Nenhum especialista em violência, que aparecem a comentar tragédia como comentarista de futebol, mencionou o que um guarda poderia ter feito. Primeiro, poderia ter abordado um estranho, segundo, após o início dos tiros, acionado a polícia com mais rapidez, devido ao presumido preparo. Talvez nenhuma escola utilize mesmo um detector de metal, mas alguma vistoria deveria ser feita sempre que um indivíduo portasse alguma mochila, sacola ou maleta. Precisa-se dar um basta à argumentação antecipada de que toda tragédia no Brasil é inevitável.

Outra medida defendida quase pela unanimidade das autoridades e especialistas seria estudar se o suicida-assassino tinha antecedentes familiares de loucura, psicopatia e outros problemas mentais. Essa preocupação deveria ter sido antes. E se esse rapaz tivesse precisando mesmo de tratamento, com certeza, não teria em lugar público nenhum deste país. Ora, toda hora aparecem pessoas toda quebradas, morrendo de dor, há vários dias ou semanas nos hospitais sem nenhum atendimento. Não seria um pobre da periferia que receberia atendimento psicológico. Diriam a ele que se tocasse. O Estado teria coisas mais relevantes para cuidar.

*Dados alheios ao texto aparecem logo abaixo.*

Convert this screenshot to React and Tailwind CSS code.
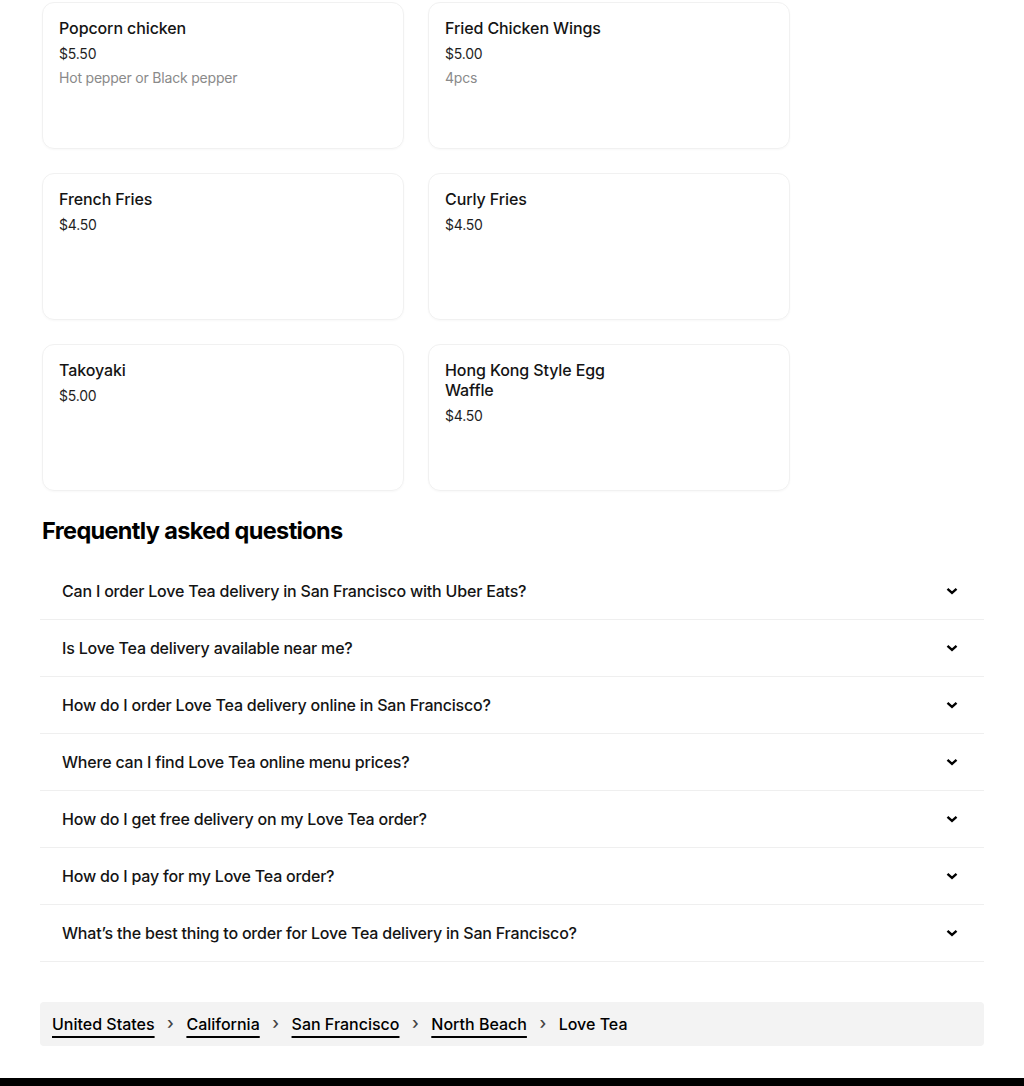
import React from "react";

const items = [
  { name: "Popcorn chicken", price: "$5.50", desc: "Hot pepper or Black pepper" },
  { name: "Fried Chicken Wings", price: "$5.00", desc: "4pcs" },
  { name: "French Fries", price: "$4.50" },
  { name: "Curly Fries", price: "$4.50" },
  { name: "Takoyaki", price: "$5.00" },
  { name: "Hong Kong Style Egg Waffle", price: "$4.50" },
];

const faqs = [
  "Can I order Love Tea delivery in San Francisco with Uber Eats?",
  "Is Love Tea delivery available near me?",
  "How do I order Love Tea delivery online in San Francisco?",
  "Where can I find Love Tea online menu prices?",
  "How do I get free delivery on my Love Tea order?",
  "How do I pay for my Love Tea order?",
  "What’s the best thing to order for Love Tea delivery in San Francisco?",
];

const crumbs = ["United States", "California", "San Francisco", "North Beach"];

const Chevron = () => (
  <svg width="12" height="8" viewBox="0 0 12 8" className="shrink-0">
    <path d="M1.5 1.8 6 5.8l4.5-4" fill="none" stroke="black" strokeWidth="2.4" />
  </svg>
);

const App = () => {
  return (
    <div className="bg-white text-black font-['Inter',sans-serif] min-h-[1086px] flex flex-col">
      <div className="px-[40px] pt-[2px]">
        {/* Menu cards */}
        <div className="grid grid-cols-2 gap-x-[24px] gap-y-[24px] w-[750px] pl-[2px]">
          {items.map((item) => (
            <div
              key={item.name}
              className="h-[147px] rounded-xl border border-[#f1f1f1] shadow-[0_1px_2px_rgba(0,0,0,0.03)] px-4 pt-[15px]"
            >
              <div className="max-w-[185px] text-[16px] leading-5 font-medium text-[#141414] tracking-[-0.1px]">
                {item.name}
              </div>
              <div className="mt-[6px] text-[14px] leading-5 text-[#1f1f1f] tracking-[-0.2px]">{item.price}</div>
              {item.desc && (
                <div className="mt-1 text-[14px] leading-5 text-[#8a8a8a] tracking-[-0.2px]">{item.desc}</div>
              )}
            </div>
          ))}
        </div>

        {/* FAQ */}
        <h2 className="mt-[24px] pl-[2px] text-[23.5px] leading-8 font-bold tracking-[-0.65px]">
          Frequently asked questions
        </h2>
        <div className="mt-4">
          {faqs.map((q) => (
            <div
              key={q}
              className="flex items-center justify-between border-b border-[#efefef] h-[57px] pl-[22px] pr-[26px]"
            >
              <span className="text-[16px] font-medium text-[#141414] tracking-[-0.2px]">{q}</span>
              <Chevron />
            </div>
          ))}
        </div>

        {/* Breadcrumbs */}
        <nav className="mt-10 mb-8 h-[44px] rounded bg-[#f3f3f3] flex items-center px-3 text-[16px] font-medium">
          {crumbs.map((c) => (
            <React.Fragment key={c}>
              <a href="#" className="underline decoration-[1.5px] underline-offset-[6px] text-black">
                {c}
              </a>
              <span className="mx-[12.5px] text-[17px] leading-none text-[#444] pb-[2px]">›</span>
            </React.Fragment>
          ))}
          <span>Love Tea</span>
        </nav>
      </div>
      <footer className="flex-1 bg-black"></footer>
    </div>
  );
};

export default App;
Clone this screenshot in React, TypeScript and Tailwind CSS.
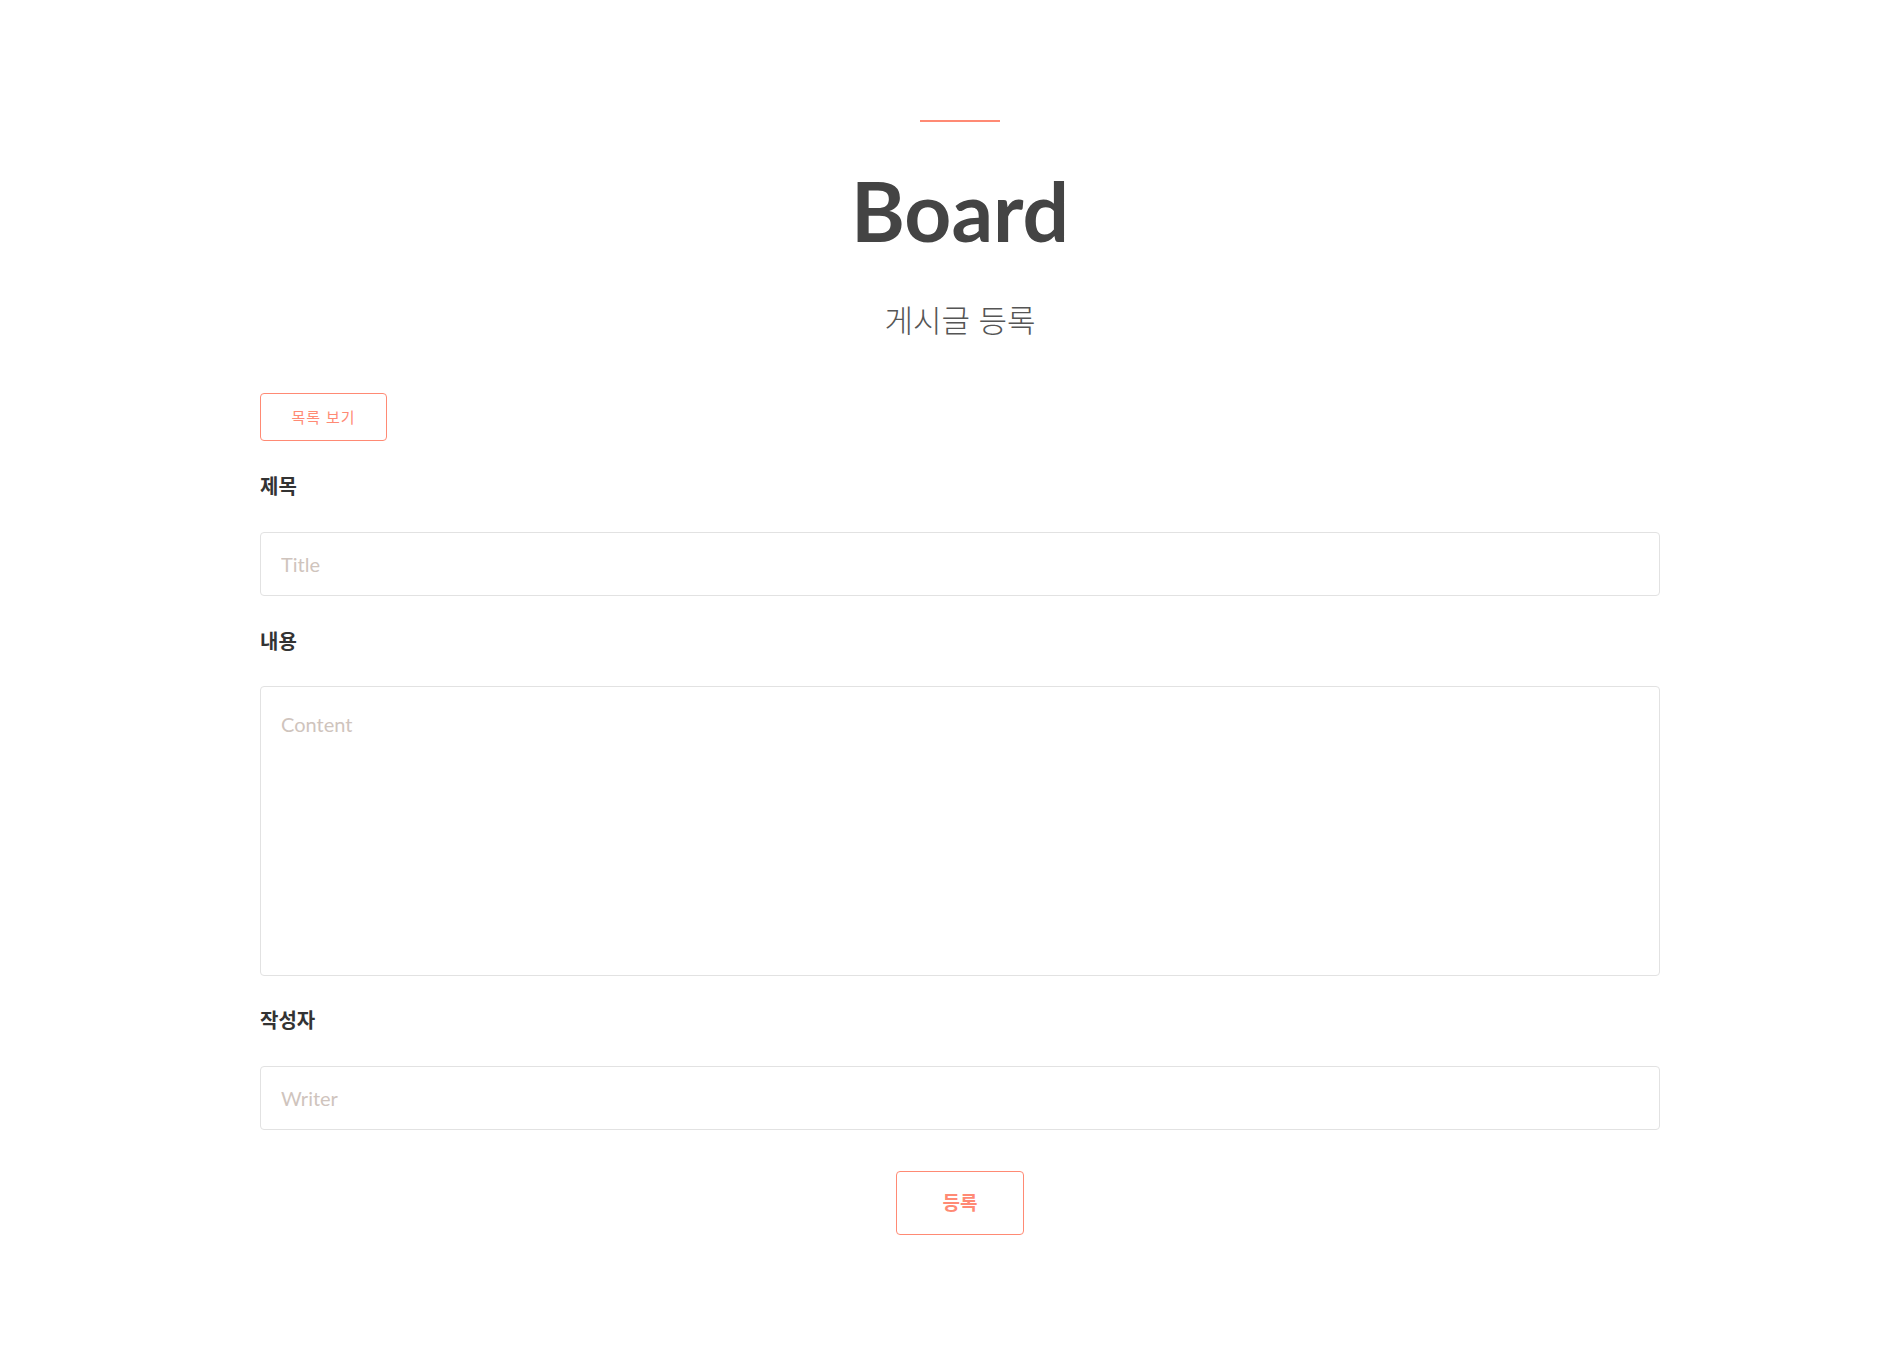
import { useState } from "react";

const BoardWrite = () => {
  const [title, setTitle] = useState("");
  const [content, setContent] = useState("");
  const [writer, setWriter] = useState("");

  const handleSubmit = (e: React.FormEvent) => {
    e.preventDefault();
  };

  return (
    <div className="min-h-screen bg-white flex justify-center pl-[17px] font-['Lato','Noto_Sans_CJK_KR',sans-serif]">
      <div className="w-[1400px] pt-[120px] pb-[120px]">
        {/* Heading */}
        <div className="flex flex-col items-center">
          <div className="w-[80px] h-[2px] bg-[#ff8a74]" />
          <h1 className="mt-[47px] text-[82px] leading-none font-bold text-[#444444]">Board</h1>
          <p className="mt-[49px] text-[31px] leading-[40px] font-light text-[#555555]">게시글 등록</p>
        </div>

        <form onSubmit={handleSubmit} className="mt-[53px]">
          <button
            type="button"
            className="w-[127px] h-[48px] flex items-center justify-center border border-[#ff8a74] rounded-[4px] text-[15px] text-[#ff8a74] tracking-[1px] hover:bg-[#fff4f2]"
          >
            목록 보기
          </button>

          {/* 제목 */}
          <label className="block mt-[32px] text-[20px] leading-[26px] font-bold text-[#333333]">제목</label>
          <input
            type="text"
            value={title}
            onChange={(e) => setTitle(e.target.value)}
            placeholder="Title"
            className="mt-[33px] w-full h-[64px] px-[20px] border border-[#e2e2e2] rounded-[4px] text-[20px] text-[#444] placeholder:text-[#cfc4bd] focus:outline-none"
          />

          {/* 내용 */}
          <label className="block mt-[32px] text-[20px] leading-[26px] font-bold text-[#333333]">내용</label>
          <textarea
            value={content}
            onChange={(e) => setContent(e.target.value)}
            placeholder="Content"
            className="mt-[32px] block w-full h-[290px] px-[20px] pt-[22px] pb-[18px] border border-[#e2e2e2] rounded-[4px] text-[20px] leading-[30px] text-[#444] placeholder:text-[#cfc4bd] resize-none focus:outline-none"
          />

          {/* 작성자 */}
          <label className="block mt-[31px] text-[20px] leading-[26px] font-bold text-[#333333]">작성자</label>
          <input
            type="text"
            value={writer}
            onChange={(e) => setWriter(e.target.value)}
            placeholder="Writer"
            className="mt-[33px] w-full h-[64px] px-[20px] border border-[#e2e2e2] rounded-[4px] text-[20px] text-[#444] placeholder:text-[#cfc4bd] focus:outline-none"
          />

          <div className="flex justify-center mt-[41px]">
            <button
              type="submit"
              className="w-[128px] h-[64px] flex items-center justify-center border border-[#ff8a74] rounded-[4px] text-[19px] font-bold text-[#ff8a74] hover:bg-[#fff4f2]"
            >
              등록
            </button>
          </div>
        </form>
      </div>
    </div>
  );
};

export default BoardWrite;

O pior é que ninguém cobra antes, nem fala isso abertamente com as autoridades no momento das tragédias. Se um repórter perguntasse ao governador ou ao prefeito onde alguém levaria um parente, com vida, para tratamento de possíveis distúrbios mentais, perceberia que eles só falam por falar, para se isentarem de responsabilidade de não dar segurança em lugar nenhum, nem tratamento de saúde para ninguém. Foi trágico, mas o suicida-assassino já não traz mais nenhum risco à sociedade. Não há relevância saber sobre se é genética a psicopatia de um falecido. Isso deveria ter sido feito, e não foi. Para quem deve ser feito, nada vai ser feito; nem cobrado por ninguém. O brasileiro não tem solidariedade para exigir, apenas para levar flores aos mortos e para chorar suas vítimas. Às vezes, vítimas da nossa própria inércia.

Hoje, ontem, anteontem; até no mesmo dia da tragédia, foram assassinadas centenas de pessoas neste país. Cada uma de forma injusta, covarde e indefesa, como é qualquer assassinato. Nenhuma autoridade nem sequer disponibiliza o número de quantos assassinatos são cometidos por dia no Brasil. No fim do ano, no mínimo, quarenta mil. Sem alarde, sem manchete, sem choro de prefeito, de governador nem de presidente. Uma vez que cada brasileirinho e brasileirinha perca a vida isoladamente, podem morrer aos milhares naturalmente, que não receberão nem um número num banco de dados dos governos. O brasileiro deve chorar e não aceitar o assassinato coletivo de 12 crianças, da mesma forma que não deve se calar diante desse massacre isolado, maior do que em qualquer guerra recente.

O choro diante de uma tragédia demonstra nobreza de sentimento. É muito louvável. O choro de autoridades somente após as tragédias soa mais como defesa ou ressentimento pelo que não fizeram. Após, segue o silêncio, a inoperância, sem nenhuma medida real, passivamente assistindo a desordem e a violência tomarem conta do país.

Ao fim do ano, nem o prefeito do Rio de Janeiro vai dizer uma vírgula sobre quantos foram assassinados no município, nem o governador sobre o seu Estado, nem a presidenta sobre o Brasil. E pelos índices atuais, terão sido baleados, esfaqueados, afogados, trucidados mais de quarenta mil brasileirinhos e brasileirinhas. Exatamente como as 12 indefesas crianças, sem culpa, sem dar causa; sem ninguém ter feito nada antes para defendê-las, sem ninguém na porta para chamar a polícia. Por morrerem coletivamente, as do Rio tiveram a condolência de todos, sobre os outros milhares ninguém tomará conhecimento. Nenhuma lágrima oficial será derramada por elas.